Ich bin erleichtert, dass wir nicht noch mal ganz von vorne anfangen und über die Sinnhaftigkeit des Instruments Mindestlohn streiten müssen. Im Vorfeld der Einführung hatten Arbeitgeberverbände oder Forschungsinstitute ja die schlimmsten Befürchtungen für die wirtschaftliche Entwicklung. Wir wissen längst, dass es nicht so gekommen ist. Im Gegenteil, der Mindestlohn wirkt und er wirkt sich positiv aus. Seit der Einführung im Jahr 2015 haben über vier Millionen Beschäftigte unmittelbar von ihm profitiert. Und laut Mindestlohnkommission ist in diesem Zeitraum nicht nur die Gesamtzahl der Beschäftigten gestiegen, sondern auch das Stundenlohn-Niveau.

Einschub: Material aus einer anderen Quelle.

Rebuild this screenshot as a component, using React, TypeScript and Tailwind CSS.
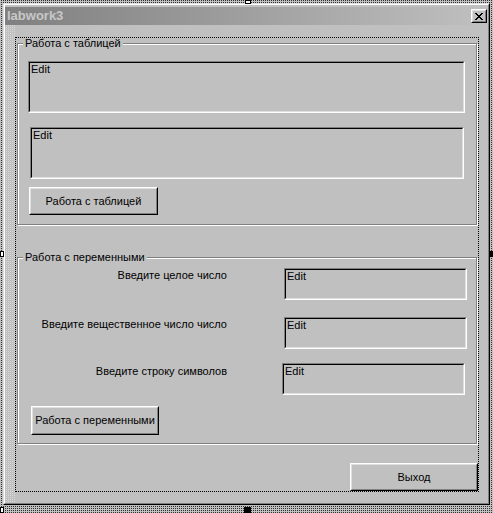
import React from 'react';

const font = "font-['Liberation_Sans',Arial,sans-serif]";

function Edit({ className }: { className: string }) {
  return (
    <div
      className={`border border-t-[#808080] border-l-[#808080] border-b-white border-r-white ${className}`}
    >
      <div className="h-full border border-t-black border-l-black border-b-[#dfdfdf] border-r-[#dfdfdf] pl-[1px] text-[11px] leading-[13px]">
        Edit
      </div>
    </div>
  );
}

function Button({ className, label }: { className: string; label: string }) {
  return (
    <div
      className={`border border-t-white border-l-white border-b-black border-r-black ${className}`}
    >
      <div className="flex h-full items-center justify-center border border-t-[#dfdfdf] border-l-[#dfdfdf] border-b-[#808080] border-r-[#808080] text-[11px] leading-[13px]">
        {label}
      </div>
    </div>
  );
}

function CloseGlyph() {
  const rows = ['XX....XX', '.XX..XX.', '..XXXX..', '...XX...', '..XXXX..', '.XX..XX.', 'XX....XX'];
  return (
    <svg width="8" height="7" viewBox="0 0 8 7" shapeRendering="crispEdges">
      {rows.map((row, y) =>
        row.split('').map((c, x) =>
          c === 'X' ? <rect key={`${x}-${y}`} x={x} y={y} width="1" height="1" fill="#000" /> : null
        )
      )}
    </svg>
  );
}

export default function App() {
  return (
    <div
      className={`relative h-[513px] w-[493px] overflow-hidden bg-[image:repeating-conic-gradient(#303030_0_25%,#c0c0c0_0_100%)] bg-size-[2px_2px] pl-[3px] pt-[3px] text-black ${font}`}
    >
      {/* selection handles */}
      <div className="absolute left-[245px] top-0 h-[4px] w-[6px] border border-black bg-white" />
      <div className="absolute left-[244px] top-[507px] h-[6px] w-[7px] bg-black" />
      <div className="absolute left-0 top-[251px] h-[6px] w-[4px] border border-black bg-white" />
      <div className="absolute left-[490px] top-[251px] h-[6px] w-[3px] bg-black" />
      <div className="absolute left-0 top-[507px] h-[6px] w-[4px] border border-black bg-white" />

      {/* window */}
      <div className="h-[502px] w-[487px] border border-t-[#dfdfdf] border-l-[#dfdfdf] border-b-black border-r-black">
        <div className="flex h-full flex-col border border-t-white border-l-white border-b-[#808080] border-r-[#808080] bg-[#c0c0c0] pt-[2px]">
          {/* title bar */}
          <div className="flex h-[18px] items-center justify-between bg-gradient-to-r from-[#808080] to-[#c0c0c0] pl-[2px] pr-[1px]">
            <span className="text-[13px] font-bold leading-[14px] text-[#c8c8c8]">labwork3</span>
            <div className="h-[14px] w-[16px] border border-t-white border-l-white border-b-black border-r-black">
              <div className="flex h-full items-center justify-center border border-t-[#dfdfdf] border-l-[#dfdfdf] border-b-[#808080] border-r-[#808080] bg-[#c0c0c0]">
                <CloseGlyph />
              </div>
            </div>
          </div>

          {/* client area */}
          <div className="flex flex-1">
            <div className="w-[10px] bg-[image:repeating-conic-gradient(#dadada_0_25%,#c0c0c0_0_100%)] bg-size-[2px_2px]" />
            <div className="mt-[12px] flex h-[455px] w-[464px] flex-col border border-dotted border-black">
              {/* group 1 */}
              <fieldset className="ml-[1px] h-[187px] w-[460px] border border-[#808080] shadow-[inset_1px_1px_0_#fff,1px_1px_0_#fff]">
                <legend className="ml-[5px] bg-[#c0c0c0] px-[2px] text-[11px] leading-[11px]">
                  Работа с таблицей
                </legend>
                <Edit className="ml-[10px] mt-[12px] h-[52px] w-[437px]" />
                <Edit className="ml-[12px] mt-[14px] h-[52px] w-[434px]" />
                <Button className="ml-[11px] mt-[8px] h-[28px] w-[129px]" label="Работа с таблицей" />
              </fieldset>

              {/* group 2 */}
              <fieldset className="ml-[1px] mt-[27px] h-[192px] w-[460px] border border-[#808080] shadow-[inset_1px_1px_0_#fff,1px_1px_0_#fff]">
                <legend className="ml-[5px] bg-[#c0c0c0] px-[2px] text-[11px] leading-[11px]">
                  Работа с переменными
                </legend>
                <div className="mt-[5px] flex items-start">
                  <span className="mt-[1px] w-[209px] text-right text-[11px] leading-[13px]">Введите целое число</span>
                  <Edit className="ml-[57px] h-[32px] w-[183px]" />
                </div>
                <div className="mt-[17px] flex items-start">
                  <span className="mt-[1px] w-[209px] text-right text-[11px] leading-[13px]">
                    Введите вещественное число число
                  </span>
                  <Edit className="ml-[57px] h-[32px] w-[183px]" />
                </div>
                <div className="mt-[14px] flex items-start">
                  <span className="mt-[2px] w-[209px] text-right text-[11px] leading-[13px]">Введите строку символов</span>
                  <Edit className="ml-[55px] h-[32px] w-[183px]" />
                </div>
                <Button className="ml-[13px] mt-[11px] h-[29px] w-[128px]" label="Работа с переменными" />
              </fieldset>

              <div className="mt-[19px] flex justify-end">
                <Button className="h-[28px] w-[128px]" label="Выход" />
              </div>
            </div>
          </div>
        </div>
      </div>
    </div>
  );
}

Hinzu kommt der Effekt, dass der Mindestlohn sogar Löhne oberhalb dieser Grenze beeinflusst. Soll heißen: Viele Unternehmen heben generell ihre Löhne an, um keinen Wettbewerbsnachteil gegenüber Konkurrenten zu haben. Aber auch die Wirtschaft profitiert vom Mindestlohn. Denn dadurch erhöht sich die Kaufkraft. Der DGB hat mehrfach darauf hingewiesen, dass ein Cent mehr Mindestlohn einen Kaufkraftgewinn von 20 Millionen Euro im Jahr auslöst. Angesichts dieser Fakten steht für uns vom SSW fest: Die Maßnahme, einen Mindestlohn einzuführen war gut und richtig. Aber diese Maßnahme war eben noch nicht weitreichend genug. 

Mir ist bewusst, dass der Mindestlohn über die kommenden 2 Jahre schrittweise auf 10,45 Euro erhöht werden soll. Gleichzeitig ist aber schon jetzt klar, dass auch dieser Stundenlohn Beschäftigte nicht effektiv vor Armut schützt. Das hat das Bundesarbeitsministerium ja wie erwähnt schon vor über 2 Jahren eindeutig bestätigt. Für eine armutsfeste Entlohnung und ein Rentenniveau oberhalb der Grundsicherung muss der Mindestlohn deutlicher angehoben werden. Wir fordern daher die Erhöhung auf 13 Euro. Und zwar nicht erst in 1-2 Jahren sondern schnellstmöglich und an der Tarifentwicklung orientiert. 

Neben dem Schutz vor Armut muss ein Mindestlohn aber auch dem Grundsatz folgten, dass für die gleiche Arbeit der gleiche Lohn gezahlt wird. Genau dies ist mit den geltenden Ausnahmeregelungen für Jugendliche zwischen 15 und 18 Jahren und für Langzeitarbeitslose aber nicht gegeben. Deshalb brauchen wir auch hier eine Änderung. Diese Ausnahmen müssen konsequenterweise gestrichen werden. Ich halte also fest: Mit einer entsprechenden Bundesratsinitiative zur Änderung des Mindestlohngesetzes könnten wir dieses Regelwerk deutlich verbessern und fairer machen. Ich bitte daher um Unterstützung für unseren Antrag.